2. Why do I need a registered agent in Delaware?
– A registered agent is required to receive legal and tax documents on behalf of your business, ensuring you remain compliant with state requirements.
3. What records must be maintained by a Delaware corporation?
– Corporations must keep detailed records of board and shareholder meetings, corporate resolutions, and financial statements.
4. Are bylaws or operating agreements required for Delaware businesses?
– Bylaws are essential for corporations to outline internal rules, while operating agreements are crucial for LLCs to define management structure and procedures, although not legally required.
5. What tax obligations do Delaware-incorporated businesses have?
– Businesses must file state and federal taxes, which may include corporate income tax, sales tax, and employment taxes.
6. How can I stay updated on legal changes affecting my business?

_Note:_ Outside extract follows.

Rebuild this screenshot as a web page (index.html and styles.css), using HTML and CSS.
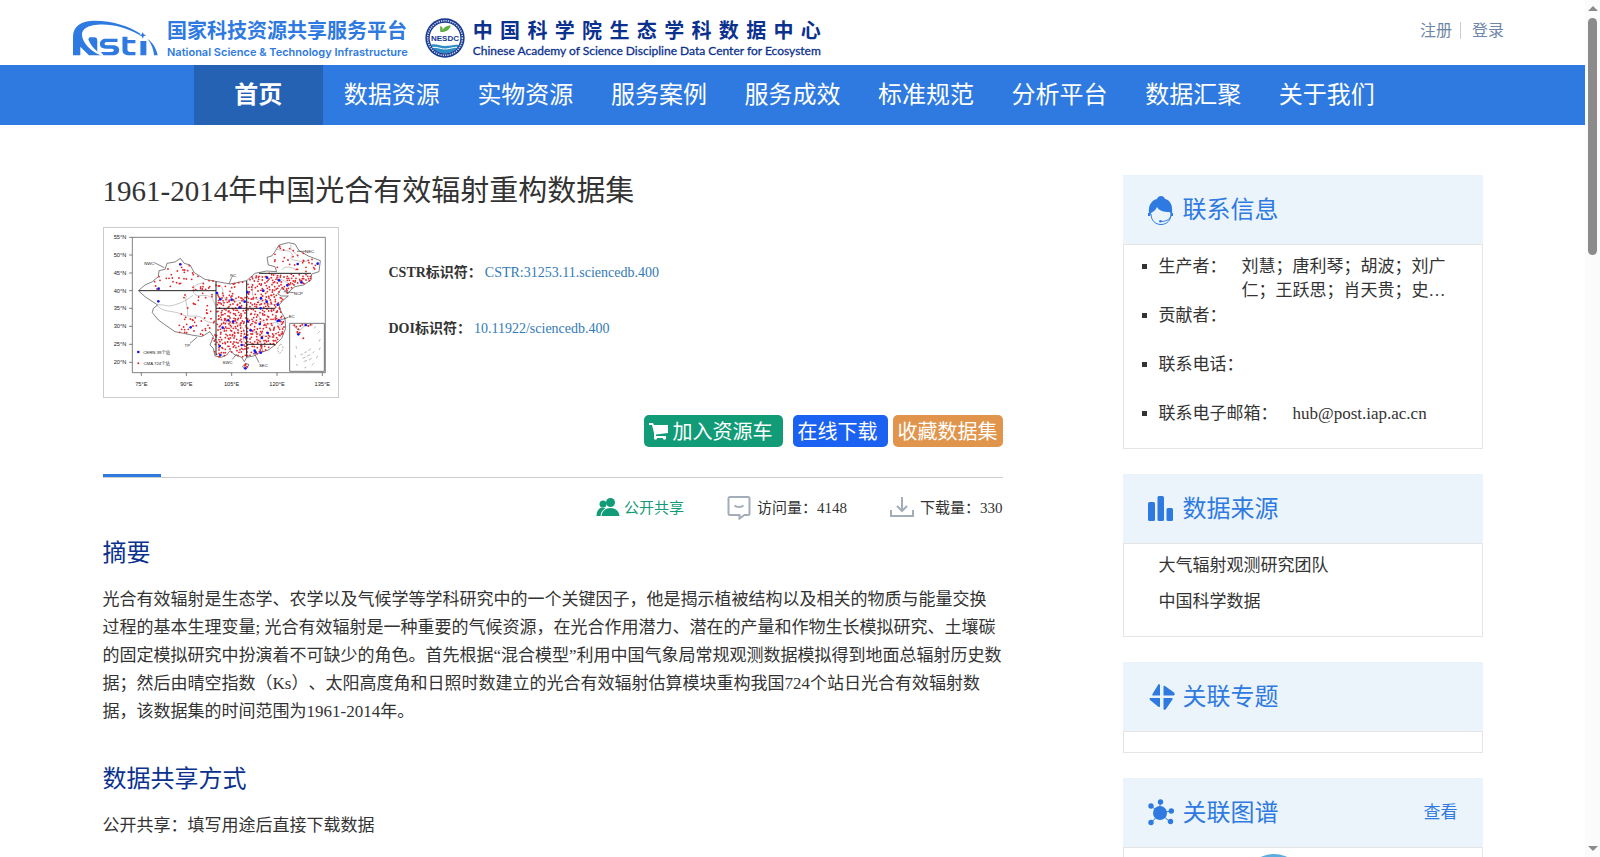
FILE: index.html
```html
<!DOCTYPE html>
<html lang="zh-CN">
<head>
    <meta charset="UTF-8">
    <meta name="viewport" content="width=device-width, initial-scale=1.0">
    <title>1961-2014年中国光合有效辐射重构数据集</title>
    <link rel="stylesheet" href="styles.css">
</head>
<body>
    <div class="page">
        <header class="header">
            <a class="brand" href="#">
                <svg class="brand-mark" viewBox="0 0 256 108" aria-hidden="true">
                    <path d="M0 106V50C0 18 26 2 64 2c60 0 106 18 140 40l-4 3C160 22 118 11 74 14 46 16 27 26 27 44c1 24 26 50 57 62H48L22 80v26z"/>
                    <path d="M50 52h14q9 0 9 9v34C62 86 52 74 46 58z"/>
                    <path d="M134 66h-30c-6 0-9 2-9 5s3 5 9 5h15c13 0 20 5 20 14 0 11-8 16-20 16H92l-8-10h30c6 0 9-1 9-5 0-3-3-5-9-5H99c-12 0-18-5-18-14 0-10 7-16 19-16h34z"/>
                    <path d="M149 50h15v10h24v10h-24v19c0 5 3 7 8 7h16v10h-18c-14 0-21-5-21-16z"/>
                    <path d="M203 63h18v43h-18z"/>
                    <path d="M210 36l3 7 7 3-7 3-3 7-3-7-7-3 7-3z"/>
                    <path d="M224 56c16 12 27 28 31 50h-11c-1-18-8-35-20-50z"/>
                </svg>
                <span class="brand-text">
                    <span class="brand-cn">国家科技资源共享服务平台</span>
                    <span class="brand-en">National Science &amp; Technology Infrastructure</span>
                </span>
            </a>
            <a class="center" href="#">
                <svg class="center-mark" viewBox="0 0 120 120" aria-hidden="true">
                    <circle cx="60" cy="60" r="59" fill="#17388f"/>
                    <circle cx="60" cy="60" r="52" fill="none" stroke="#c9d3ea" stroke-width="5" stroke-dasharray="4 3"/>
                    <circle cx="60" cy="60" r="46" fill="#fff"/>
                    <path d="M18 80c14-4 26 4 42 4s28-6 42-3c-7 15-22 25-42 25S25 96 18 80z" fill="#2f8fc4"/>
                    <path d="M22 88c16-2 26 6 40 5s24-6 34-5" fill="none" stroke="#fff" stroke-width="3"/>
                    <path d="M46 42c-1-8 0-12-1-18 8 2 9 8 8 14 2-10 12-14 24-16-2 10-8 18-22 20z" fill="#5fae45"/>
                    <text x="60" y="68" text-anchor="middle">NESDC</text>
                </svg>
                <span class="center-text">
                    <span class="center-cn">中国科学院生态学科数据中心</span>
                    <span class="center-en">Chinese Academy of Science Discipline Data Center for Ecosystem</span>
                </span>
            </a>
            <div class="account">
                <a href="#">注册</a>
                <a href="#">登录</a>
            </div>
        </header>

        <nav class="nav">
            <div class="nav-inner">
                <a class="active" href="#">首页</a>
                <a href="#">数据资源</a>
                <a href="#">实物资源</a>
                <a href="#">服务案例</a>
                <a href="#">服务成效</a>
                <a href="#">标准规范</a>
                <a href="#">分析平台</a>
                <a href="#">数据汇聚</a>
                <a href="#">关于我们</a>
            </div>
        </nav>

        <div class="container">
            <main class="detail">
                <h1>1961-2014年中国光合有效辐射重构数据集</h1>
                <div class="summary">
                    <svg class="thumb" id="station-map" viewBox="27 24 702 507" role="img" aria-label="站点分布图">
                        <g class="land">
                            <path id="outline" d="M130 212L150 195L172 185L190 170L192 152L210 148L216 130L240 126L256 115L268 130L285 135L298 158L330 178L362 184L405 192L455 182L480 160L515 153L545 155L540 140L520 135L516 112L530 108L540 95L552 75L580 68L600 72L612 92L640 108L676 122L672 155L650 162L648 180L625 195L600 200L585 212L578 222L572 212L560 205L548 222L560 228L580 228L565 240L552 255L558 275L570 295L572 325L560 355L540 375L520 390L490 400L475 408L455 412L448 425L440 412L420 405L405 392L395 405L378 412L360 408L355 385L345 375L355 350L345 335L320 350L290 345L265 340L240 335L215 318L190 300L172 278L175 265L188 255L165 240L150 230Z"/>
                            <path d="M443 438L452 430L462 434L455 446L446 445Z"/>
                        </g>
                        <g class="province">
                            <path d="M298 200c8-10 20-8 30-14M295 195c6 12-4 20 4 28s30 0 44 6 14 24 20 30M184 256c20-6 30 6 50 0s34-10 60-30M186 256c16 20 40 16 60 22s20 12 50 10 26 20 60 20M274 228c-6 20 6 30 4 58"/>
                            <path d="M540 82c10 14 30 4 46 14s-10 20 10 24 30 6 44 2M588 74c-6 20 20 24 22 40M560 150c10-14 30-10 42 0M380 200c10 20-6 30 20 40s34-6 56 8M470 190c10 20-10 40 20 50s30 20 60 10M480 280c20 10 20 40 50 30s20 20 40 10M380 300c20 20 40 0 60 20s-10 40 16 50M470 340c20-10 40 20 70 10M500 350c-10 20 10 30 0 46M540 160c10 20 30 20 50 36"/>
                        </g>
                        <g id="dots" fill="#e0262c"></g>
                        <path class="grid" d="M132 212H363M363 184V405M455 182V412M363 265H541M492 160H648M455 373H540"/>
                        <g class="pointer">
                            <path d="M178 128L208 143M410 172L402 192M606 94L632 94M566 215L596 218M556 300L580 292M306 352L285 370M412 418L425 402M480 404L492 428"/>
                        </g>
                        <g class="inset">
                            <path class="box" d="M584 310H688V454H584Z"/>
                            <path d="M592 314c8 10 10 6 14 14l10 2 12-12 26-4M604 340l8-4M658 325l4-6M668 340l6-6M672 365l4-8M672 390l4-8M664 415l4-8M650 436l6-6M628 444l6-3M604 432l4 6M600 405l2 8M603 378l2 8M616 405l8-4M628 398l8-3M640 392l8-6M622 415l10-4M636 408l10-4M626 425l10-4M642 420l8-5M652 400l6-6"/>
                        </g>
                        <g id="inset-dots" fill="#e0262c"></g>
                        <path class="taiwan" d="M556 373c8 0 10 10 6 18l-8 10c-8-6-8-20 2-28z"/>
                        <g id="cern" fill="#1414f0"></g>
                        <path class="frame" d="M112 52H691V458H112ZM112 52h-10M112 105h-10M112 159h-10M112 212h-10M112 265h-10M112 319h-10M112 373h-10M112 427h-10M139 458v10M274 458v10M410 458v10M546 458v10M682 458v10"/>
                        <g class="axis">
                            <text x="75" y="58">55°N</text>
                            <text x="75" y="111">50°N</text>
                            <text x="75" y="165">45°N</text>
                            <text x="75" y="218">40°N</text>
                            <text x="75" y="271">35°N</text>
                            <text x="75" y="325">30°N</text>
                            <text x="75" y="379">25°N</text>
                            <text x="75" y="433">20°N</text>
                            <text x="139" y="497">75°E</text>
                            <text x="274" y="497">90°E</text>
                            <text x="410" y="497">105°E</text>
                            <text x="546" y="497">120°E</text>
                            <text x="682" y="497">135°E</text>
                        </g>
                        <g class="region">
                            <text x="163" y="134">NWC</text>
                            <text x="415" y="170">NC</text>
                            <text x="644" y="98">NEC</text>
                            <text x="610" y="225">NCP</text>
                            <text x="590" y="294">EC</text>
                            <text x="277" y="382">TP</text>
                            <text x="398" y="431">SWC</text>
                            <text x="505" y="442">SEC</text>
                            <text x="185" y="401">CERN 39个站</text>
                            <text x="185" y="436">CMA 724个站</text>
                        </g>
                    </svg>
                    <dl class="identifiers">
                        <div>
                            <dt>CSTR标识符：</dt>
                            <dd><a href="#">CSTR:31253.11.sciencedb.400</a></dd>
                        </div>
                        <div>
                            <dt>DOI标识符：</dt>
                            <dd><a href="#">10.11922/sciencedb.400</a></dd>
                        </div>
                    </dl>
                </div>

                <div class="actions">
                    <button type="button" class="btn btn-cart">
                        <svg viewBox="0 0 19 18" aria-hidden="true">
                            <path d="M0 1h4l1 2h14v8L7 12.500v1.500h10v2H5V11L3 3H0z"/>
                            <circle cx="6.500" cy="16" r="1.700"/>
                            <circle cx="15.500" cy="16" r="1.700"/>
                        </svg>
                        加入资源车
                    </button>
                    <button type="button" class="btn btn-download">在线下载</button>
                    <button type="button" class="btn btn-favorite">收藏数据集</button>
                </div>

                <div class="divider"></div>

                <ul class="stats">
                    <li class="open">
                        <svg viewBox="0 0 23 24" aria-hidden="true">
                            <circle cx="6.500" cy="8" r="3.500"/>
                            <path d="M0 20c0-5 2-8 6-8.500l3 1C6 14 4.500 16 4 20z"/>
                            <circle cx="14" cy="6.500" r="4.500"/>
                            <path d="M5 20c.5-5 4-8 9-8s8.500 3 9 8z"/>
                        </svg>
                        公开共享
                    </li>
                    <li>
                        <svg class="line" viewBox="0 0 23 24" aria-hidden="true">
                            <path d="M2 1h18.500q1.500 0 1.500 1.500v15q0 1.500-1.500 1.500H17l-5 3.500V19H2.500Q1 19 1 17.500v-15Q1 1 2.500 1M7 9.500c2 2 7 2 9 0"/>
                        </svg>
                        访问量：4148
                    </li>
                    <li>
                        <svg class="line" viewBox="0 0 24 24" aria-hidden="true">
                            <path d="M12 1v14M7 10l5 5 5-5M1 14v6h22v-6"/>
                        </svg>
                        下载量：330
                    </li>
                </ul>

                <section>
                    <h2>摘要</h2>
                    <p>光合有效辐射是生态学、农学以及气候学等学科研究中的一个关键因子，他是揭示植被结构以及相关的物质与能量交换过程的基本生理变量; 光合有效辐射是一种重要的气候资源，在光合作用潜力、潜在的产量和作物生长模拟研究、土壤碳的固定模拟研究中扮演着不可缺少的角色。首先根据“混合模型”利用中国气象局常规观测数据模拟得到地面总辐射历史数据；然后由晴空指数（Ks）、太阳高度角和日照时数建立的光合有效辐射估算模块重构我国724个站日光合有效辐射数据，该数据集的时间范围为1961-2014年。</p>
                </section>
                <section>
                    <h2>数据共享方式</h2>
                    <p>公开共享：填写用途后直接下载数据</p>
                </section>
            </main>

            <aside class="sidebar">
                <section class="card">
                    <header>
                        <svg viewBox="0 0 26 30" aria-hidden="true">
                            <path d="M1 17C0 9 4 4 9 3c1-4 7-4 8 0 5 1 8 6 7 14h1v3h-2c0-2-1-4-2-4-5 0-10-1-12-5-1 3-4 5-6 6l-1 3H0v-3z"/>
                            <path class="stroke" d="M3 18c0 6 4 10.500 10 10.500S23 24 23 18M13 25.500c5 0 9-2 10-6"/>
                            <circle cx="12.500" cy="25.300" r="1.300"/>
                        </svg>
                        <h3>联系信息</h3>
                    </header>
                    <ul class="contact">
                        <li><span>生产者：</span><span class="value">刘慧；唐利琴；胡波；刘广仁；王跃思；肖天贵；史…</span></li>
                        <li><span>贡献者：</span></li>
                        <li><span>联系电话：</span></li>
                        <li><span>联系电子邮箱：</span><span class="value">hub@post.iap.ac.cn</span></li>
                    </ul>
                </section>

                <section class="card">
                    <header>
                        <svg viewBox="0 0 26 30" aria-hidden="true">
                            <rect x="0" y="7" width="7" height="19" rx="1.500"/>
                            <rect x="9.500" y="1" width="6.500" height="25" rx="1.500"/>
                            <rect x="18.500" y="13" width="6.500" height="13" rx="1.500"/>
                        </svg>
                        <h3>数据来源</h3>
                    </header>
                    <ul class="sources">
                        <li>大气辐射观测研究团队</li>
                        <li>中国科学数据</li>
                    </ul>
                </section>

                <section class="card">
                    <header>
                        <svg viewBox="0 0 26 30" aria-hidden="true">
                            <path d="M10 2q1-2 2 0v10.500H4.500Q4 12 4.500 11zM15.500 4q0-2 1.500-1l9 6.500q1.500 2 0 3H15.500zM12 15v8.500q-1 1-2 0L2 17q-1-2 0-2zM15.500 15H24q1 0 .5 1.500L18 26q-2.500 2-2.500-.5z"/>
                        </svg>
                        <h3>关联专题</h3>
                    </header>
                    <div class="empty"></div>
                </section>

                <section class="card">
                    <header>
                        <svg viewBox="0 0 26 30" aria-hidden="true">
                            <path class="stroke" d="M12 14L3 7M12 14V3M12 14l11-2M12 14L3 24M12 14l10 9"/>
                            <circle cx="12" cy="14" r="7"/>
                            <circle cx="3" cy="7" r="2.700"/>
                            <circle cx="12.500" cy="3" r="2.700"/>
                            <circle cx="23.300" cy="12" r="2.700"/>
                            <circle cx="3" cy="23.500" r="2.700"/>
                            <circle cx="22.500" cy="22.500" r="2.700"/>
                        </svg>
                        <h3>关联图谱</h3>
                        <a href="#">查看</a>
                    </header>
                    <div class="graph">
                        <svg viewBox="0 0 60 60" aria-hidden="true"><circle cx="30" cy="30" r="30"/></svg>
                    </div>
                </section>
            </aside>
        </div>
    </div>

    <div class="scrollbar" aria-hidden="true">
        <span class="arrow up"></span>
        <span class="thumb-bar"></span>
        <span class="arrow down"></span>
    </div>

    <script src="map.js"></script>
</body>
</html>
```
FILE: styles.css
```css
* {
    box-sizing: border-box;
}
body {
    margin: 0;
    display: flex;
    height: 100vh;
    overflow: hidden;
    font-family: "Liberation Serif", "Noto Sans CJK SC", serif;
    font-size: 17px;
    text-spacing-trim: space-all;
    color: #333;
    background-color: #fff;
}
a {
    color: inherit;
    text-decoration: none;
}
h1, h2, h3, p, ul, dl, dd {
    margin: 0;
    padding: 0;
    font-weight: normal;
}
ul {
    list-style: none;
}
.page {
    flex: 1;
    overflow: hidden;
}

/* header */
.header {
    display: flex;
    align-items: flex-start;
    height: 65px;
    padding: 17px 81px 0 73px;
}
.brand {
    display: flex;
    gap: 9px;
    color: #2e7ae0;
}
.brand-mark {
    width: 85px;
    height: 36px;
    margin-top: 3px;
    fill: #2e7ae0;
}
.brand-text,
.center-text {
    display: flex;
    flex-direction: column;
    white-space: nowrap;
}
.brand-cn,
.center-cn {
    font: bold 20px/26px "Noto Sans CJK SC", sans-serif;
}
.brand-en {
    font: 600 11px/18px Inter, sans-serif;
}
.center {
    display: flex;
    gap: 8px;
    margin-left: 17px;
    color: #0b318f;
}
.center-mark {
    width: 40px;
    height: 40px;
    margin-top: 1px;
}
.center-mark text {
    font: bold 24px "Liberation Sans", sans-serif;
    fill: #17388f;
}
.center-cn {
    text-align: justify;
    text-align-last: justify;
}
.center-en {
    font: 12px/16px Lato, sans-serif;
    -webkit-text-stroke: 0.3px #0b318f;
}
.account {
    display: flex;
    margin-left: auto;
    margin-top: 5px;
    font-size: 16px;
    line-height: 17px;
    color: #6f87a6;
}
.account a + a {
    margin-left: 8px;
    padding-left: 11px;
    border-left: 1px solid #c5cfdc;
}

/* nav */
.nav {
    background-color: #2e7ae0;
}
.nav-inner {
    display: grid;
    grid-template-columns: repeat(9, 1fr);
    gap: 4px;
    max-width: 1198px;
    margin: 0 auto;
}
.nav a {
    font-size: 24px;
    line-height: 60px;
    text-align: center;
    color: #fff;
}
.nav a.active {
    background-color: #2562b4;
    font-weight: bold;
}

/* layout */
.container {
    display: flex;
    justify-content: space-between;
    align-items: flex-start;
    max-width: 1380px;
    margin: 0 auto;
    padding-top: 50px;
}
.detail {
    width: 900px;
}
.sidebar {
    width: 360px;
}

/* detail */
.detail h1 {
    font-size: 29px;
    line-height: 32px;
    margin-bottom: 20px;
}
.summary {
    display: flex;
    gap: 50px;
}
.thumb {
    width: 236px;
    height: 171px;
    border: 1px solid #ccc;
}
.thumb .land,
.thumb .pointer,
.thumb .inset,
.thumb .frame,
.thumb .taiwan {
    fill: none;
    stroke: #444;
    stroke-width: 2;
}
.thumb .province {
    fill: none;
    stroke: #aaa;
    stroke-width: 2;
}
.thumb .grid {
    fill: none;
    stroke: #222;
    stroke-width: 3;
}
.thumb .inset {
    stroke: #999;
}
.thumb .inset .box {
    fill: #fff;
    stroke: #777;
    stroke-width: 3;
}
.thumb .taiwan {
    stroke-dasharray: 6 4;
    stroke: #888;
}
.thumb text {
    font-family: "Liberation Sans", "Noto Sans CJK SC", sans-serif;
    text-anchor: middle;
    fill: #222;
}
.thumb .axis {
    font-size: 17px;
}
.thumb .region {
    font-size: 13px;
}
.identifiers {
    padding-top: 18px;
    font-size: 14px;
    line-height: 56px;
}
.identifiers div {
    display: flex;
    gap: 3px;
}
.identifiers dt {
    font-weight: bold;
}
.identifiers a {
    color: #337ab7;
}
.actions {
    display: flex;
    justify-content: flex-end;
    gap: 5px;
    margin-top: 17px;
}
.btn {
    display: flex;
    align-items: center;
    gap: 5px;
    height: 32px;
    padding: 0 5px 2px;
    border: none;
    border-radius: 5px;
    font-family: inherit;
    font-size: 20px;
    color: #fff;
    cursor: pointer;
}
.btn svg {
    width: 19px;
    height: 18px;
    margin-top: 2px;
    fill: #fff;
}
.btn-cart {
    padding-right: 10px;
    margin-right: 5px;
    background-color: #119b76;
}
.btn-download {
    padding-right: 10px;
    background-color: #1b61f2;
}
.btn-favorite {
    background-color: #e0944c;
}
.divider {
    margin-top: 27px;
    border-bottom: 1px solid #ccc;
}
.divider::before {
    content: "";
    display: block;
    width: 58px;
    height: 3px;
    background-color: #2e7ae0;
}
.stats {
    display: flex;
    justify-content: flex-end;
    gap: 43px;
    margin-top: 18px;
    font-size: 15px;
    line-height: 24px;
}
.stats li {
    display: flex;
    gap: 6px;
}
.stats svg {
    width: 24px;
    height: 24px;
    fill: #119b76;
}
.stats .line {
    fill: none;
    stroke: #a3adba;
    stroke-width: 2;
}
.stats .open {
    gap: 4px;
    color: #119b76;
}
.detail h2 {
    margin: 17px 0;
    font-size: 24px;
    line-height: 32px;
    color: #0b318f;
}
.detail p {
    line-height: 28px;
}
.detail section + section {
    margin-top: 37px;
}

/* sidebar */
.card {
    margin-bottom: 25px;
}
.card header {
    display: flex;
    align-items: center;
    gap: 9px;
    height: 69px;
    padding: 0 25px 4px;
    color: #2e7ae0;
    background-color: #ecf4fb;
}
.card header svg {
    width: 26px;
    height: 30px;
    margin-top: 6px;
    fill: #2e7ae0;
    overflow: visible;
}
.card header .stroke {
    fill: none;
    stroke: #2e7ae0;
}
.card h3 {
    font-size: 24px;
}
.card header a {
    margin-left: auto;
}
.contact,
.sources,
.empty,
.graph {
    border: 1px solid #e5e5e5;
}
.contact {
    padding: 10px 34px 22px 18px;
    line-height: 24px;
}
.contact li {
    display: flex;
    height: 49px;
}
.contact li:last-child {
    height: 24px;
}
.contact li::before {
    content: "";
    flex: none;
    width: 5px;
    height: 5px;
    margin: 9px 12px 0 0;
    background-color: #333;
}
.contact span {
    flex: none;
}
.contact .value {
    flex: 1;
    margin-left: 15px;
}
.sources {
    padding: 4px 35px 16px;
    line-height: 36px;
}
.empty {
    height: 22px;
}
.graph {
    padding: 6px 120px;
}
.graph svg {
    display: block;
    width: 60px;
    fill: #5dade2;
}

/* scrollbar */
.scrollbar {
    display: flex;
    flex-direction: column;
    align-items: center;
    width: 15px;
    padding: 6px 0;
    background-color: #fbfbfb;
}
.arrow {
    border: 5px solid transparent;
}
.arrow.up {
    border-top: none;
    border-bottom-color: #8b8b8b;
}
.arrow.down {
    border-bottom: none;
    border-top-color: #8b8b8b;
    margin-top: auto;
}
.thumb-bar {
    width: 9px;
    height: 28%;
    margin-top: 7px;
    border-radius: 5px;
    background-color: #8b8b8b;
}
```
FILE: map.js
```js
// station dots on the thumbnail map
const SVG_NS = "http://www.w3.org/2000/svg";
const outline = document.getElementById("outline").getAttribute("d")
    .replace("Z", "").slice(1).split("L").map(p => p.split(" ").map(Number));

let seed = 7;
function random() {
    seed = (seed * 16807) % 2147483647;
    return seed / 2147483647;
}

function inside(x, y) {
    let hit = false;
    for (let i = 0, j = outline.length - 1; i < outline.length; j = i++) {
        const [xi, yi] = outline[i];
        const [xj, yj] = outline[j];
        if ((yi > y) !== (yj > y) && x < (xj - xi) * (y - yi) / (yj - yi) + xi) {
            hit = !hit;
        }
    }
    return hit;
}

// east is dense, the plateau and the desert are nearly empty
function density(x, y) {
    if (x < 363) {
        if (y < 200) return 0.22;
        if (x > 250 && y > 290) return 0.35;
        return x > 290 ? 0.24 : 0.05;
    }
    if (y < 160) return 0.28;
    if (y < 225 && x < 455) return 0.25;
    return 0.85;
}

function addDot(parent, x, y, r) {
    const dot = document.createElementNS(SVG_NS, "circle");
    dot.setAttribute("cx", x);
    dot.setAttribute("cy", y);
    dot.setAttribute("r", r);
    parent.appendChild(dot);
}

const dots = document.getElementById("dots");
for (let y = 66; y < 425; y += 8) {
    for (let x = 130; x < 680; x += 9) {
        const px = Math.round(x + random() * 9);
        const py = Math.round(y + random() * 8);
        if (random() < density(px, py) && inside(px, py)) {
            addDot(dots, px, py, 2.7);
        }
    }
}
[[450, 437], [456, 440], [452, 433]].forEach(p => addDot(dots, p[0], p[1], 3));

const insetDots = document.getElementById("inset-dots");
[
    [130, 430], [598, 316], [604, 320], [610, 328], [607, 336], [614, 338],
    [625, 355], [616, 318], [622, 314], [640, 318], [647, 314]
].forEach(p => addDot(insetDots, p[0], p[1], 3));

const cern = document.getElementById("cern");
[
    [256, 133], [191, 206], [190, 244], [287, 322], [366, 219], [376, 238], [410, 239],
    [449, 245], [457, 217], [434, 263], [516, 173], [552, 181], [608, 132], [668, 131],
    [619, 187], [577, 196], [505, 212], [498, 235], [515, 245], [548, 254], [497, 265],
    [400, 301], [414, 305], [383, 323], [457, 304], [494, 312], [467, 331], [518, 339],
    [452, 352], [501, 354], [440, 375], [374, 378], [376, 405], [479, 392], [482, 397],
    [497, 398], [548, 303], [553, 302], [451, 445], [610, 343], [632, 315], [130, 396]
].forEach(p => addDot(cern, p[0], p[1], 4));
```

– Subscribe to legal and industry newsletters, attend webinars, and consult with legal advisors regularly.
7. What are the benefits of conducting regular compliance audits?
– Regular audits help identify potential compliance issues early, mitigating the risk of non-compliance and associated penalties.
8. How can compliance management software help my business?
– Compliance management software can track deadlines, manage documents, and provide automated reminders, ensuring timely completion of all compliance tasks.
9. What business licenses might be required in Delaware?
– Depending on your industry, you may need professional licenses, health and safety permits, and environmental permits.
10. What should I do if I miss a compliance deadline?
– Contact a legal advisor immediately to understand the implications and take corrective actions to rectify the situation and avoid penalties.